The Good Type of Dictatorships
By any measure, public health leader Victor George Heiser (1873-1972) lived a long, productive, and vigorous life. His eighty-six diaries (1890-1970) predate the Spanish-American War and post-date U.S. escalation in Vietnam, while his career in public health put him in contact with politicians, diplomats, ambassadors, and government officials across the globe. An astute political observer, Heiser offers rich, on-the-ground insights into world history as it unfolded, from the rise of Ghandi to the fall of Hitler. He also offers unique—and troubling—explanations of and justifications for dictatorship.

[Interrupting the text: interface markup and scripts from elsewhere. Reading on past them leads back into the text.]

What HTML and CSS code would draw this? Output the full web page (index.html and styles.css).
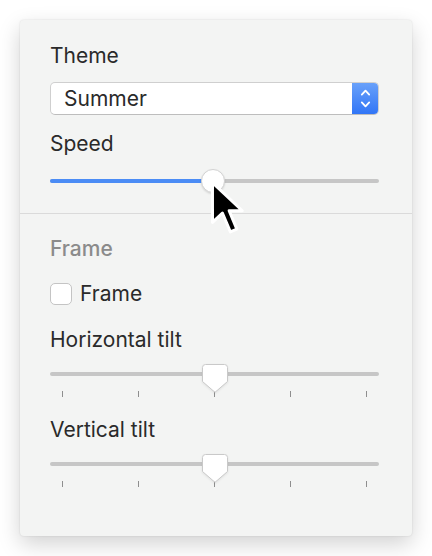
FILE: index.html
```html
<!DOCTYPE html>
<html>
  <head>
    <title>Screensaver options</title>
    <meta charset="utf-8" />
    <meta name="viewport" content="width=device-width, initial-scale=1.0" />
    <link rel="stylesheet" href="styles.css">
  </head>
  <body>
    <div class="panel">
      <section class="group">
        <div class="label">Theme</div>
        <div class="select">
          <span class="select-value">Summer</span>
          <span class="stepper">
            <svg width="27" height="33" viewBox="0 0 27 33">
              <path d="M9.8 12.6 L13.5 8.6 L17.2 12.6" fill="none" stroke="#fff" stroke-width="1.8" stroke-linecap="round" stroke-linejoin="round" />
              <path d="M9.8 20.4 L13.5 24.4 L17.2 20.4" fill="none" stroke="#fff" stroke-width="1.8" stroke-linecap="round" stroke-linejoin="round" />
            </svg>
          </span>
        </div>

        <div class="label speed-label">Speed</div>
        <div class="slider round" style="--value: 0.495">
          <div class="track"><div class="fill"></div></div>
          <div class="knob"></div>
          <svg class="cursor" width="41" height="60" viewBox="0 0 16.5 24">
            <path d="M1 1 L1 17 L5 13.2 L8.2 20.8 L10.8 19.7 L7.7 12.3 L13 12.3 Z" fill="#000" stroke="#fff" stroke-width="1.2" stroke-linejoin="round" />
          </svg>
        </div>
      </section>

      <hr class="divider" />

      <section class="group">
        <div class="heading">Frame</div>
        <label class="check">
          <span class="box"></span>
          Frame
        </label>

        <div class="label tilt-label">Horizontal tilt</div>
        <div class="slider ticked">
          <div class="track"></div>
          <svg class="pointer" width="26" height="29" viewBox="0 0 26 29">
            <path d="M3.5 0.5 H22.5 A3 3 0 0 1 25.5 3.5 V17.5 L13 28.3 L0.5 17.5 V3.5 A3 3 0 0 1 3.5 0.5 Z" fill="#fff" stroke="#c9c9c9" stroke-width="1" />
          </svg>
          <div class="ticks"><span></span><span></span><span></span><span></span><span></span></div>
        </div>

        <div class="label tilt-label second">Vertical tilt</div>
        <div class="slider ticked">
          <div class="track"></div>
          <svg class="pointer" width="26" height="29" viewBox="0 0 26 29">
            <path d="M3.5 0.5 H22.5 A3 3 0 0 1 25.5 3.5 V17.5 L13 28.3 L0.5 17.5 V3.5 A3 3 0 0 1 3.5 0.5 Z" fill="#fff" stroke="#c9c9c9" stroke-width="1" />
          </svg>
          <div class="ticks"><span></span><span></span><span></span><span></span><span></span></div>
        </div>
      </section>
    </div>
  </body>
</html>
```

FILE: styles.css
```css
body {
  margin: 0;
  background-color: #fff;
  font-family: Inter, "Noto Sans", sans-serif;
  font-size: 21px;
  line-height: 25px;
  color: #2a2a2a;
}

.panel {
  margin: 20px;
  width: 392px;
  height: 516px;
  box-sizing: border-box;
  padding: 23px 33px 0 30px;
  background-color: #f3f4f3;
  border-radius: 4px;
  box-shadow: 0 8px 22px rgba(0, 0, 0, 0.18), 0 0 2px rgba(0, 0, 0, 0.12);
}

.group {
  display: flex;
  flex-direction: column;
}

.select {
  display: flex;
  align-items: center;
  height: 33px;
  margin-top: 14px;
  box-sizing: border-box;
  background-color: #fff;
  border: 1px solid #cfcfcf;
  border-bottom-color: #bdbdbd;
  border-radius: 5px;
  overflow: hidden;
}

.select-value {
  flex-grow: 1;
  padding-left: 13px;
}

.stepper {
  display: flex;
  width: 27px;
  height: 33px;
  margin: -1px -1px -1px 0;
  background: linear-gradient(#6aa2fa, #2f74f6);
}

.speed-label {
  margin-top: 16px;
}

.slider {
  position: relative;
}

.track {
  height: 4px;
  border-radius: 2px;
  background-color: #c6c6c6;
}

.round {
  height: 26px;
  margin-top: 12px;
}

.round .track {
  margin-top: 11px;
}

.fill {
  height: 4px;
  border-radius: 2px;
  width: calc((100% - 24px) * var(--value) + 12px);
  background-color: #4b8cf5;
}

.knob {
  position: absolute;
  top: 1px;
  left: calc((100% - 24px) * var(--value));
  width: 24px;
  height: 24px;
  box-sizing: border-box;
  border-radius: 50%;
  background-color: #fff;
  border: 1px solid #d2d2d2;
  box-shadow: 0 1px 2px rgba(0, 0, 0, 0.12);
}

.cursor {
  position: absolute;
  top: 12px;
  left: 160px;
}

.divider {
  margin: 19px -33px 0 -30px;
  border: 0;
  border-top: 1px solid #dadada;
}

.heading {
  margin-top: 22px;
  font-weight: 500;
  color: #8b8b8b;
}

.check {
  display: flex;
  align-items: center;
  gap: 8px;
  margin-top: 20px;
}

.box {
  width: 22px;
  height: 22px;
  box-sizing: border-box;
  background-color: #fff;
  border: 1px solid #c4c4c4;
  border-radius: 5px;
}

.tilt-label {
  margin-top: 21px;
}

.tilt-label.second {
  margin-top: 19px;
}

.ticked {
  margin-top: 12px;
  height: 34px;
}

.ticked .track {
  margin-top: 8px;
}

.pointer {
  position: absolute;
  top: 0;
  left: calc(50% - 13px);
  filter: drop-shadow(0 1px 1px rgba(0, 0, 0, 0.08));
}

.ticks {
  display: flex;
  justify-content: space-between;
  padding: 0 12px;
  margin-top: 15px;
}

.ticks span {
  width: 1px;
  height: 6px;
  background-color: #8e8e8e;
}
```
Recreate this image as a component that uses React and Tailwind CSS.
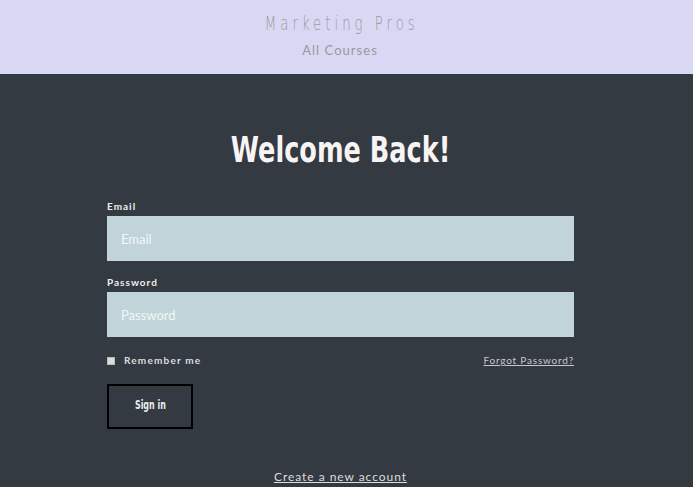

Heiser’s dalliance with dictatorship began in the 1920s. Traveling war-torn Italy, he remarked on November 19, 1923 that there “appears to be unanimous agreement among natives and foreigners” that the new prime minister, Benito Mussolini, “has accomplished extraordinary results and that he is honest and genuinely patriotic.” Several years later, he documented the nation’s progress in developing infrastructure and improving services. He concluded his April 29, 1926 entry with an ominous justification for fascism: “Democracy gradually became so inefficient that all came to a standstill and a dictator was able to start the machinery on an effective basis.”
Heiser traveled widely during the decade proceeding World War II. On April 25, 1937, he returned to Italy and decried the ubiquitous military presence, government propaganda, and oppressive taxation. And yet, he ended his entry with a section entitled “The Other Side:”
A whole new social order has been created. Instead of people finding fault with what government fails in, the press and government propaganda constantly drive into their ears what government is doing for the people. (In the end will this not produce more peace of mind and happiness than our democratic way of emphasizing fault-finding)
On the topic of promoting public happiness, Heiser drew a similar conclusion during his visit to Germany on June 3, 1937. While he decried the Nazi government’s “censorship, prohibitions and [intrusion into] one’s private affairs,” he added:
And yet one begins to wonder whether there is not much to be said in favor of the good type of dictatorships, in promoting human happiness. In democracies people are [annoyed] to say or think little of the good things government does for them and to place main emphasis upon petty fault finding.
One year prior to the outbreak of World War II, Heiser penned perhaps his most generous account of dictatorships. “Further Impressions Dictatorships,” dated June 7, 1938, offers perhaps his most chilling justification for dictatorships. I provide it below in full:
They have many surface advantages and it is hard to see how democracies are eventually going to be able to compete with them. It is as carried out in Italy and Germany at present the rule of the efficient as compared with a compromise with ignorance. Why should the ignorant have a [vice] about things they do not understand? Think of thousands of people voting for Franklin Roosevelt under the impression they were voting for Theodore. Or millions voting on free silver a gold without having the slightest comprehension of the significance.
Think of the thousands of unnecessary units of administration just because a few clever politicians know how to play on ignorant minds to keep themselves in useless offices. No strikes in dictatorships. Think of the tremendous saving. Dictatorships teach people to take pride in their government’s achievements and thereby produce happiness instead of the unhappiness that comes from constant fault findings in a democracy.
Germany in spite of being bankrupt is pulling out with the efficiency of well-run corporation.